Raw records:
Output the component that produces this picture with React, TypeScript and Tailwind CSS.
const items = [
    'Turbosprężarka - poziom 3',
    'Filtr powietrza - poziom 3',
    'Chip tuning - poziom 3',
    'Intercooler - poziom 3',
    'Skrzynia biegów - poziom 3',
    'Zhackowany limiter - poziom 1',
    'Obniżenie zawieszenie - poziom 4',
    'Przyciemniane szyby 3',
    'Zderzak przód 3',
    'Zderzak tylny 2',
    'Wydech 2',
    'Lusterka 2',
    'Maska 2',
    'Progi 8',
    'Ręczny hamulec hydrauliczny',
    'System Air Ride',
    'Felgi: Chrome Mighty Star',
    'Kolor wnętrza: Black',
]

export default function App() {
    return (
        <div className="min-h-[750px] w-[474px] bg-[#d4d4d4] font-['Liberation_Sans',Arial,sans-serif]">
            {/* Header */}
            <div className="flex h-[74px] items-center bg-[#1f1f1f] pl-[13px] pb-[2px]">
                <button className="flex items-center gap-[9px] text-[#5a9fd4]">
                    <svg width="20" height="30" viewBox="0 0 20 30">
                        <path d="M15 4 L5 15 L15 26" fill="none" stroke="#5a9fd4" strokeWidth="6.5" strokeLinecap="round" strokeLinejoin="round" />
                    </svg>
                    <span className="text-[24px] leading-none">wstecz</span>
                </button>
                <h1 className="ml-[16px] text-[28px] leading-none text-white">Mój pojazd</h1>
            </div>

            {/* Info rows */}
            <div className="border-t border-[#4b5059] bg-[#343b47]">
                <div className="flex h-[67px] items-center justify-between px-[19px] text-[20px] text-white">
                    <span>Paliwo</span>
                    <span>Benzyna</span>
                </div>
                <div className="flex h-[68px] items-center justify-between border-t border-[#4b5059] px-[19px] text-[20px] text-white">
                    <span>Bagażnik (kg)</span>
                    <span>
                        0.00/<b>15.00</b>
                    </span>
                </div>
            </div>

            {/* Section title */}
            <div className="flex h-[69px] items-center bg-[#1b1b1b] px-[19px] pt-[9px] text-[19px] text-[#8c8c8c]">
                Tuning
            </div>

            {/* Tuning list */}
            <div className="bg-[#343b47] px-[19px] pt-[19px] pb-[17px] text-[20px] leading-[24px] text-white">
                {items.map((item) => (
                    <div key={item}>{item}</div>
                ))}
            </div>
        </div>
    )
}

==

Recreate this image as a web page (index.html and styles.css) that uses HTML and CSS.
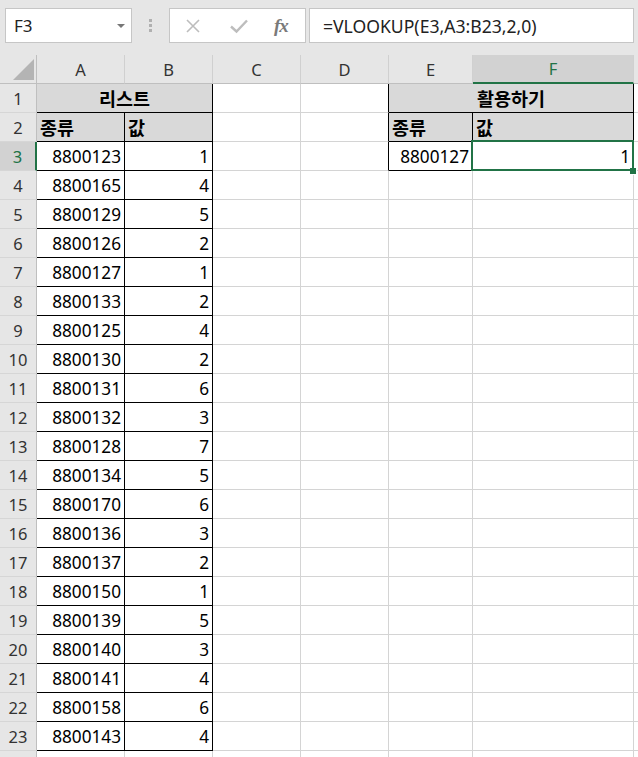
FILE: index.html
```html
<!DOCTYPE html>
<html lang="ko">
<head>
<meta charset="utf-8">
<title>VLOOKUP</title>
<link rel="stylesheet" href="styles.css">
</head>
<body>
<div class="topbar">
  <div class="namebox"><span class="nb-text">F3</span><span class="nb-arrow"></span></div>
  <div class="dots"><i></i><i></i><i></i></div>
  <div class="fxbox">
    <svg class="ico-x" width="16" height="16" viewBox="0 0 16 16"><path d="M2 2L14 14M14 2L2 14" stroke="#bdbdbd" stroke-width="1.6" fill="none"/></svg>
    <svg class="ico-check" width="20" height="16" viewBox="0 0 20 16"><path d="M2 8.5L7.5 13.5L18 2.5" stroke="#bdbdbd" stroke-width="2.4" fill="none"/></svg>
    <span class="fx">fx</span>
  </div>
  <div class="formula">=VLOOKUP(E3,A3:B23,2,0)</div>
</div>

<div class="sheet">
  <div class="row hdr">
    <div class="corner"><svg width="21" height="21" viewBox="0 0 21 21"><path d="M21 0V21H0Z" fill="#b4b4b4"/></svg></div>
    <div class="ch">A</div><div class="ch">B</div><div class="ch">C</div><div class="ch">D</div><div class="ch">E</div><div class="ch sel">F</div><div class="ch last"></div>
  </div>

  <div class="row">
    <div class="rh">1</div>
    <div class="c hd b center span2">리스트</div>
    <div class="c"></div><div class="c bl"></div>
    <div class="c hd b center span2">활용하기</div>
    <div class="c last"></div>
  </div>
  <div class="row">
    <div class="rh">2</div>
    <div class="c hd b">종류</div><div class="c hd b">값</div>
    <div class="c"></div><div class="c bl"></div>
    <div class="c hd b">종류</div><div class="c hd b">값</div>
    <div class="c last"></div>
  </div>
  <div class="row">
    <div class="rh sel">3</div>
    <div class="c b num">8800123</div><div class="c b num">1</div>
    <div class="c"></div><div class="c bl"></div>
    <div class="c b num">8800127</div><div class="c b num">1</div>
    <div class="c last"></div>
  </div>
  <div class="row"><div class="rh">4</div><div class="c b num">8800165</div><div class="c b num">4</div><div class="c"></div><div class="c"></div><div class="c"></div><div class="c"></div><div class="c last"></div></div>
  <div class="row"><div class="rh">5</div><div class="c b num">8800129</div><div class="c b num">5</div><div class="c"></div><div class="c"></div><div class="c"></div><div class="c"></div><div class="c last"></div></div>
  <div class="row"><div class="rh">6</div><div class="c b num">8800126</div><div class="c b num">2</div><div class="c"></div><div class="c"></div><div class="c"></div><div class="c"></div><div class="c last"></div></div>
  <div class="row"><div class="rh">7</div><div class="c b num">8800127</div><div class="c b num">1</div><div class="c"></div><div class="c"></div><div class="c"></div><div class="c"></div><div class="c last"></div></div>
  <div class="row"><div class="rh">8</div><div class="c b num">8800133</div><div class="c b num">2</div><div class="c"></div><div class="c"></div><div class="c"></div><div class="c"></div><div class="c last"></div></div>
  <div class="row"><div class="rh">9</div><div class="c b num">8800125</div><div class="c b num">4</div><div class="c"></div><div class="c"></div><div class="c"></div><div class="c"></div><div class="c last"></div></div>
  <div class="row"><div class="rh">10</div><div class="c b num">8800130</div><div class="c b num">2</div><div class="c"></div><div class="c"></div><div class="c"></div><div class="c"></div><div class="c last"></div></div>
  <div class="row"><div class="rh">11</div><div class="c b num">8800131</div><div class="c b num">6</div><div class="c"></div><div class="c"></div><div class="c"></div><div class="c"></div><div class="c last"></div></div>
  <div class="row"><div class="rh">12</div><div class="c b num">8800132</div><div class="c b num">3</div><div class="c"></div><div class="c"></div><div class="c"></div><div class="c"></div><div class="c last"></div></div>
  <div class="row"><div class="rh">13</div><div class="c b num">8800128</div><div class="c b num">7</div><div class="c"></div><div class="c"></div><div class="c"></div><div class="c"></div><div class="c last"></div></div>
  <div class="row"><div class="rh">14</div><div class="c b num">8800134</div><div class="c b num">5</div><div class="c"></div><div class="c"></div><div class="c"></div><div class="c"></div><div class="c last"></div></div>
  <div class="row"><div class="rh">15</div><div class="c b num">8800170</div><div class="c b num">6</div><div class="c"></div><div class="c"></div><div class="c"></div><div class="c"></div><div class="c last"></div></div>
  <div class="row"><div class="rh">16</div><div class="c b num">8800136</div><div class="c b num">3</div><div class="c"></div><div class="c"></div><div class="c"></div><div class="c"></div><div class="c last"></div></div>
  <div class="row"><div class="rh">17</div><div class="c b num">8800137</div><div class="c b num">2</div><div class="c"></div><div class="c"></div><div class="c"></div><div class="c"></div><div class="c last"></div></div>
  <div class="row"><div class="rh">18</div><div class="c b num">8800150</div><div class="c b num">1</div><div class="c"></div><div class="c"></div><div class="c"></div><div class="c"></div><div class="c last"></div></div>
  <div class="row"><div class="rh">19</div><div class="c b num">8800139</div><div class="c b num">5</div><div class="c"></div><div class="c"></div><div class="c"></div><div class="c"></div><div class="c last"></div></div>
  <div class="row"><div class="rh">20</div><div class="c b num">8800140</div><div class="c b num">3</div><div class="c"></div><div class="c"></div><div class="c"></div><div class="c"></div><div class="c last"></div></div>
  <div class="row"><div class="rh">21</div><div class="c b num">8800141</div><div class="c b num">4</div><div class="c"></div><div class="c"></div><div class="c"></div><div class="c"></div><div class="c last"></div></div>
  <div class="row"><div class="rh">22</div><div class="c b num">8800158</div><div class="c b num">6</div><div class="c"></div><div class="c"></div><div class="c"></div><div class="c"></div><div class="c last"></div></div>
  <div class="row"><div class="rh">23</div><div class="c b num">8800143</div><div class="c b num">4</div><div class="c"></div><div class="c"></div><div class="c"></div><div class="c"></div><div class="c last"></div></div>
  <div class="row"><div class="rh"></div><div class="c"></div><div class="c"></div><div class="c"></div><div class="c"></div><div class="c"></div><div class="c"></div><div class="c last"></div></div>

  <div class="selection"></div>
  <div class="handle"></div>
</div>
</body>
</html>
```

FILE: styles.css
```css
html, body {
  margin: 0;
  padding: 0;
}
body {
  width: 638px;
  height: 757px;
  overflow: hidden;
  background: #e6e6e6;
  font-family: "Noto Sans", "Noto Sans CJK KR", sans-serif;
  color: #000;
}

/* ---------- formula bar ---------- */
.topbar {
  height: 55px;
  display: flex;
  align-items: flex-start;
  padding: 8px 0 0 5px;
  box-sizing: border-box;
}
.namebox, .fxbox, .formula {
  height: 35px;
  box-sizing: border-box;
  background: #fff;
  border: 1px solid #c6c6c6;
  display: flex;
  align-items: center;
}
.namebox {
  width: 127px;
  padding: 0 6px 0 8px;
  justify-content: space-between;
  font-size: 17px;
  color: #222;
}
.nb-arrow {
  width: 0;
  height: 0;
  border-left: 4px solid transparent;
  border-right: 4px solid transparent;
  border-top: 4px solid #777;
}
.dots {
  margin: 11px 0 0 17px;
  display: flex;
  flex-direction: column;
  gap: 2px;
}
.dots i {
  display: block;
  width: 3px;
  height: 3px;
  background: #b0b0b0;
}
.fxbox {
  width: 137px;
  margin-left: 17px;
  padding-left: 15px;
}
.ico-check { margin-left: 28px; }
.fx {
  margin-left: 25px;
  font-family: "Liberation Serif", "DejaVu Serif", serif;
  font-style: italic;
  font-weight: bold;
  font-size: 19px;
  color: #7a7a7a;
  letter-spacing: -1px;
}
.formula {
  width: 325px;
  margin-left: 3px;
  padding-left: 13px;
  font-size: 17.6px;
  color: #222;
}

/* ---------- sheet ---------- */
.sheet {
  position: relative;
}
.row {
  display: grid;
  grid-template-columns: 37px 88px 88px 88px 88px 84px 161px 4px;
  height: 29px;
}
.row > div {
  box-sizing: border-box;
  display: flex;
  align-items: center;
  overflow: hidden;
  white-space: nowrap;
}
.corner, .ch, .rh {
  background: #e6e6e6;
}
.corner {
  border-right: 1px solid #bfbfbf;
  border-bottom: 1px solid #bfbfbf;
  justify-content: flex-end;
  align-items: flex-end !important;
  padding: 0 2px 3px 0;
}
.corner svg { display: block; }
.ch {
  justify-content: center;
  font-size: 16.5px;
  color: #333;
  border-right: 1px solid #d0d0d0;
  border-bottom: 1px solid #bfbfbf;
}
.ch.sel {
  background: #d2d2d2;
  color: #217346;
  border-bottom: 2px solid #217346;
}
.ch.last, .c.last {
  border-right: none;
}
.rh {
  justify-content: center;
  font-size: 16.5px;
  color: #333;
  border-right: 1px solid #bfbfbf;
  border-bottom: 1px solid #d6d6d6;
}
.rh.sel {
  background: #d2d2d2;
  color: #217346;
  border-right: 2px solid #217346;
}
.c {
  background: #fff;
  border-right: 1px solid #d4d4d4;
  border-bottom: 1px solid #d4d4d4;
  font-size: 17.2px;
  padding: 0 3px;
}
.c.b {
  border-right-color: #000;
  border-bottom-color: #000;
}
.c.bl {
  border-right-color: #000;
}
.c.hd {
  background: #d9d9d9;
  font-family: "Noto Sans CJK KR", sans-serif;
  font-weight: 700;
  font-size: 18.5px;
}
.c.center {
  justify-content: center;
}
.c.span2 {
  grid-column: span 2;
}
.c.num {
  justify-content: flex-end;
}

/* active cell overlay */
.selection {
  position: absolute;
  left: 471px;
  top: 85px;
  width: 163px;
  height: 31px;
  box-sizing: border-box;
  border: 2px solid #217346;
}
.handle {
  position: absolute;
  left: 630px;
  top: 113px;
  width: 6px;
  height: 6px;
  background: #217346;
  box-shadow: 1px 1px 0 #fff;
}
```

What is needed
Look through the listing above. Pick out each line with "styles" and copy it.

Exercise response
Recreate this image as a web page (index.html and styles.css) that uses HTML and CSS.
<link rel="stylesheet" href="styles.css">
FILE: styles.css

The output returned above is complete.